A properly designed table saw splitter should be as wide as the kerf left by the blade, effectively eliminating burning and rough cuts and severely lessening the chances of kickback. This can be easily accomplished by making your own splitters and inserts or by using an aftermarket splitter to replace the stock unit.
It's foolhardy to work without some kind of splitter in place when ripping. Kickback can happen fast and the consequences can be life changing. If you haven't been using your stock splitter assembly because it's a pain to use, consider one of these alternatives.
If you make your own zero clearance inserts out of wood, it's easy enough to extend the blade slot and then glue in a wooden splitter that's the same width as the slot's kerf. You can make these custom splitter/zero clearance inserts for each blade you use for ripping.

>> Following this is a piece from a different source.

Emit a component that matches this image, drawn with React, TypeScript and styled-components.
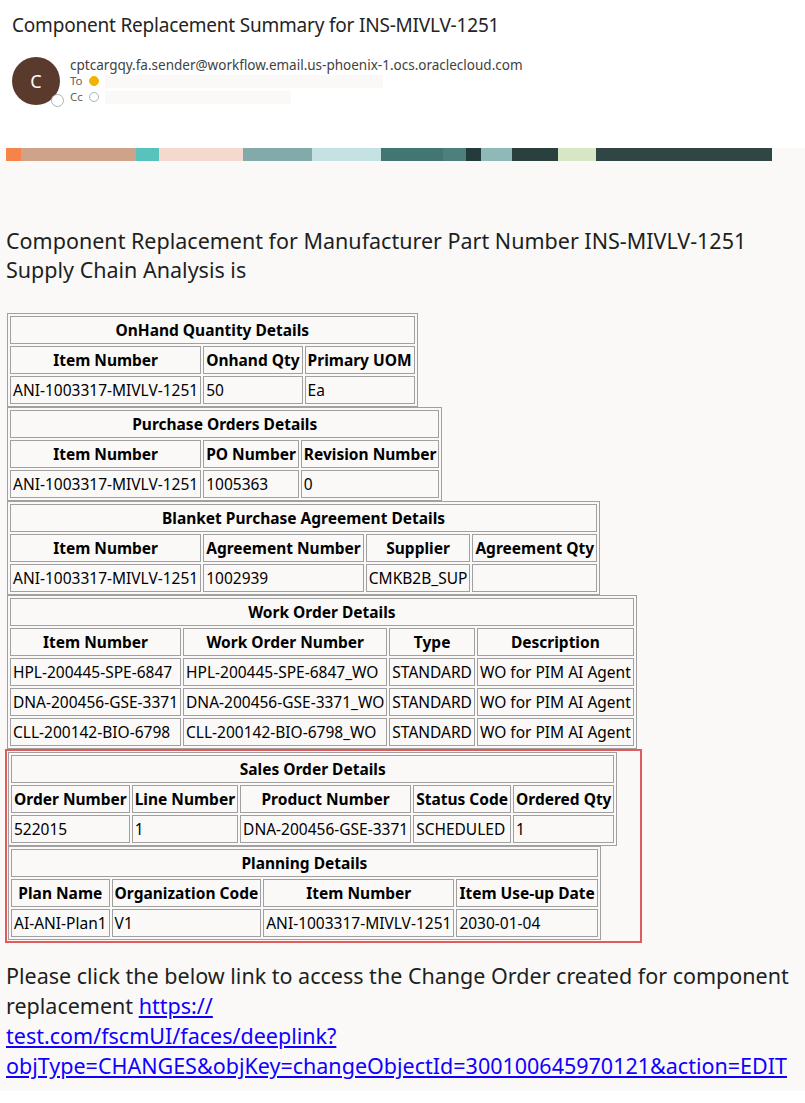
import React from "react";
import styled, { createGlobalStyle } from "styled-components";

const Global = createGlobalStyle`
  body { margin: 0; background: #fff; font-family: "Noto Sans", "Open Sans", sans-serif; color: #201f1e; }
`;

const Header = styled.div`
  background: #fff;
  padding: 12px 12px 0 12px;
  height: 148px;
  box-sizing: border-box;
`;

const Subject = styled.div`
  font-size: 19px;
  color: #242424;
  letter-spacing: -0.2px;
`;

const SenderRow = styled.div`
  display: flex;
  gap: 10px;
  margin-top: 19px;
`;

const Avatar = styled.div`
  position: relative;
  width: 48px;
  height: 48px;
  border-radius: 50%;
  background: #5b3a2e;
  color: #fff;
  display: flex;
  align-items: center;
  justify-content: center;
  font-size: 18px;
  flex-shrink: 0;
`;

const Presence = styled.span`
  position: absolute;
  right: -4px;
  bottom: -2px;
  width: 11px;
  height: 11px;
  border-radius: 50%;
  background: #fff;
  border: 1.5px solid #a8b4bd;
`;

const SenderInfo = styled.div`
  font-size: 13.5px;
  color: #424242;
  line-height: 16px;
`;

const Recip = styled.div`
  display: flex;
  align-items: center;
  gap: 6px;
  font-size: 11.5px;
  color: #616161;
`;

const Dot = styled.span<{ $on?: boolean }>`
  width: 8px;
  height: 8px;
  border-radius: 50%;
  background: ${(p) => (p.$on ? "#f2b200" : "#fff")};
  border: 1px solid ${(p) => (p.$on ? "#f2b200" : "#a8b4bd")};
`;

const Redact = styled.span<{ $w: number }>`
  display: inline-block;
  width: ${(p) => p.$w}px;
  height: 13px;
  background: #faf9f8;
`;

const Body = styled.div`
  background: #faf9f8;
  padding: 0 6px 10px 6px;
`;

const Banner = styled.div`
  width: 766px;
  height: 13px;
  background: linear-gradient(90deg, #f6844a 0 2%, #cfa28a 2% 17%, #58c3bd 17% 20%, #f5d9cf 20% 31%, #82aaa8 31% 40%, #c4e2e2 40% 49%, #427670 49% 57%, #4d7f7c 57% 60%, #233c3a 60% 62%, #8fb9b6 62% 66%, #29403f 66% 72%, #d7e6c4 72% 77%, #2f4644 77% 100%);
`;

const Title = styled.div`
  font-size: 21.5px;
  line-height: 29px;
  margin: 65px 0 29px 0;
  color: #201f1e;
`;

const Table = styled.table`
  border: 1px solid #a0a0a0;
  border-spacing: 2px;
  font-size: 15.5px;
  margin-left: 1px;
  td, th {
    border: 1px solid #a0a0a0;
    padding: 1px 2px;
    height: 24px;
    white-space: nowrap;
    color: #000;
  }
  th { font-weight: 700; text-align: center; }
  td { text-align: left; }
`;

const RedBox = styled.div`
  width: 632px;
  border: 2px solid #e35a5a;
  padding: 1px 1px 1px 0;
  margin-left: -1px;
`;

const Closing = styled.p`
  font-size: 21.5px;
  line-height: 30px;
  margin: 18px 0 0 0;
  color: #201f1e;
  a { color: #0f00ff; text-decoration: underline; word-break: break-word; }
`;

type T = { title: string; heads: string[]; rows: string[][] };

const tables: T[] = [
  { title: "OnHand Quantity Details", heads: ["Item Number", "Onhand Qty", "Primary UOM"], rows: [["ANI-1003317-MIVLV-1251", "50", "Ea"]] },
  { title: "Purchase Orders Details", heads: ["Item Number", "PO Number", "Revision Number"], rows: [["ANI-1003317-MIVLV-1251", "1005363", "0"]] },
  { title: "Blanket Purchase Agreement Details", heads: ["Item Number", "Agreement Number", "Supplier", "Agreement Qty"], rows: [["ANI-1003317-MIVLV-1251", "1002939", "CMKB2B_SUP", ""]] },
  {
    title: "Work Order Details",
    heads: ["Item Number", "Work Order Number", "Type", "Description"],
    rows: [
      ["HPL-200445-SPE-6847", "HPL-200445-SPE-6847_WO", "STANDARD", "WO for PIM AI Agent"],
      ["DNA-200456-GSE-3371", "DNA-200456-GSE-3371_WO", "STANDARD", "WO for PIM AI Agent"],
      ["CLL-200142-BIO-6798", "CLL-200142-BIO-6798_WO", "STANDARD", "WO for PIM AI Agent"],
    ],
  },
];

const highlighted: T[] = [
  { title: "Sales Order Details", heads: ["Order Number", "Line Number", "Product Number", "Status Code", "Ordered Qty"], rows: [["522015", "1", "DNA-200456-GSE-3371", "SCHEDULED", "1"]] },
  { title: "Planning Details", heads: ["Plan Name", "Organization Code", "Item Number", "Item Use-up Date"], rows: [["AI-ANI-Plan1", "V1", "ANI-1003317-MIVLV-1251", "2030-01-04"]] },
];

const DataTable: React.FC<{ t: T }> = ({ t }) => (
  <div>
    <Table>
      <tbody>
        <tr><th colSpan={t.heads.length}>{t.title}</th></tr>
        <tr>{t.heads.map((h) => <th key={h}>{h}</th>)}</tr>
        {t.rows.map((r, i) => (
          <tr key={i}>{r.map((c, j) => <td key={j}>{c}</td>)}</tr>
        ))}
      </tbody>
    </Table>
  </div>
);

const App: React.FC = () => (
  <>
    <Global />
    <Header>
      <Subject>Component Replacement Summary for INS-MIVLV-1251</Subject>
      <SenderRow>
        <Avatar>C<Presence /></Avatar>
        <SenderInfo>
          <div>cptcargqy.fa.sender@workflow.email.us-phoenix-1.ocs.oraclecloud.com</div>
          <Recip>To <Dot $on /> <Redact $w={278} /></Recip>
          <Recip>Cc <Dot /> <Redact $w={186} /></Recip>
        </SenderInfo>
      </SenderRow>
    </Header>
    <Body>
      <Banner />
      <Title>
        Component Replacement for Manufacturer Part Number INS-MIVLV-1251<br />
        Supply Chain Analysis is
      </Title>
      {tables.map((t) => <DataTable key={t.title} t={t} />)}
      <RedBox>
        {highlighted.map((t) => <DataTable key={t.title} t={t} />)}
      </RedBox>
      <Closing>
        Please click the below link to access the Change Order created for component replacement{" "}
        <a href="#">https://<br />test.com/fscmUI/faces/deeplink?<br />objType=CHANGES&amp;objKey=changeObjectId=300100645970121&amp;action=EDIT</a>
      </Closing>
    </Body>
  </>
);

export default App;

Since the whole idea here is to have the splitter directly in line with the blade, it's important that the zero clearance insert is a fairly nice fit in the table opening. A sloppy insert can be shimmed with tape or screws could be set into one side and adjusted to remove the excess play. Any shimming should be done before the slot is extended for the wooden splitter.
Set the fence with the blade centered in the insert slot.
Extend the slot in the insert to make room for the splitter.
To cut the slot for the splitter after the slot is cut for the blade, re-insert your stock throat plate and slip the zero clearance insert over the blade on top of the throat plate. Slide your fence over until it contacts squarely with the insert along it's length. With the insert against the fence, the blade should turn freely in the insert's slot.
The wooden splitter is glued into the slot in the insert.
Now, with the blade perfectly in line with the slot, the slot can be extended to make room for the splitter to be glued in. I usually extend the slot right into the existing slot, allowing me to place the splitter anywhere along the kerf.
The splitter is most effective when it's sitting as close to the back of the blade as possible, and because the saw's arbor rotates in an arc, a compromise will have to be made to allow for different blade heights.
The easiest solution is to make more than one insert/splitter combo per blade. For me, since I seldom use my combination blade for ripping anything over 1", I use one insert/splitter for this blade with the splitter sitting directly behind the blade when it's set for cutting 1" material.
For ripping thicker material and for resawing, I stick with my ripping blade. For this blade I have three different insert/splitters with the splitter location optimized for blade heights from 1" to maximum height. These two blades and four insert cover all of my ripping requirements.
Ripping a 3/4" board to width.
The splitter itself should be made from hardwood. The ones I make are generally 1 - 1 1/2" long with a maximum of 1 1/2" in height above the insert. The narrower the blade, the less height I give the splitter.
The thickness depends on the width of the kerf left by the blade you're making the splitter for. I try to rip a length a few thousandths thicker and sand to final thickness, giving me a nice snug fit in the slot and a smooth surface on the sides of the splitter.
It's a good idea to taper in both sides of the leading edge in case the wood starts to close up before it hits the splitter. A knife edge will allow the splitter to open the kerf without the wood hanging up on it.
Although they last quite a while, if your shop made table saw splitter does get damaged, simply cut it out by cutting a new slot and glue in a new one.
The aftermarket often comes to the rescue when manufacturers come up short. When it comes to table saw splitters, one of the better looking options out there is made by a company called Micro Jig.
Micro Jig table saw splitter system for 1/8" kerf.
Although I have no experiece with them, they look to be an excellent alternative to the stock style splitter and I've heard nothing but good reviews on woodworking forums from other woodworkers. At this writing, they seem to have models to cover three kerf sizes.
The standard kit is all plastic while the pro kit has a plastic covered steel core. Both kits come with a jig for mounting the splitters and a drill bit for drilling the holes. The steel cored kit sounds a little more robust to me and for the few extra dollars involved, would be the way I'd go.
They'll only work with zero clearance inserts though, so you'll have to make your own or buy blanks made for your particular table saw. If you don't want to make your own table saw splitter, this looks to be a pretty cheap and effective alternative.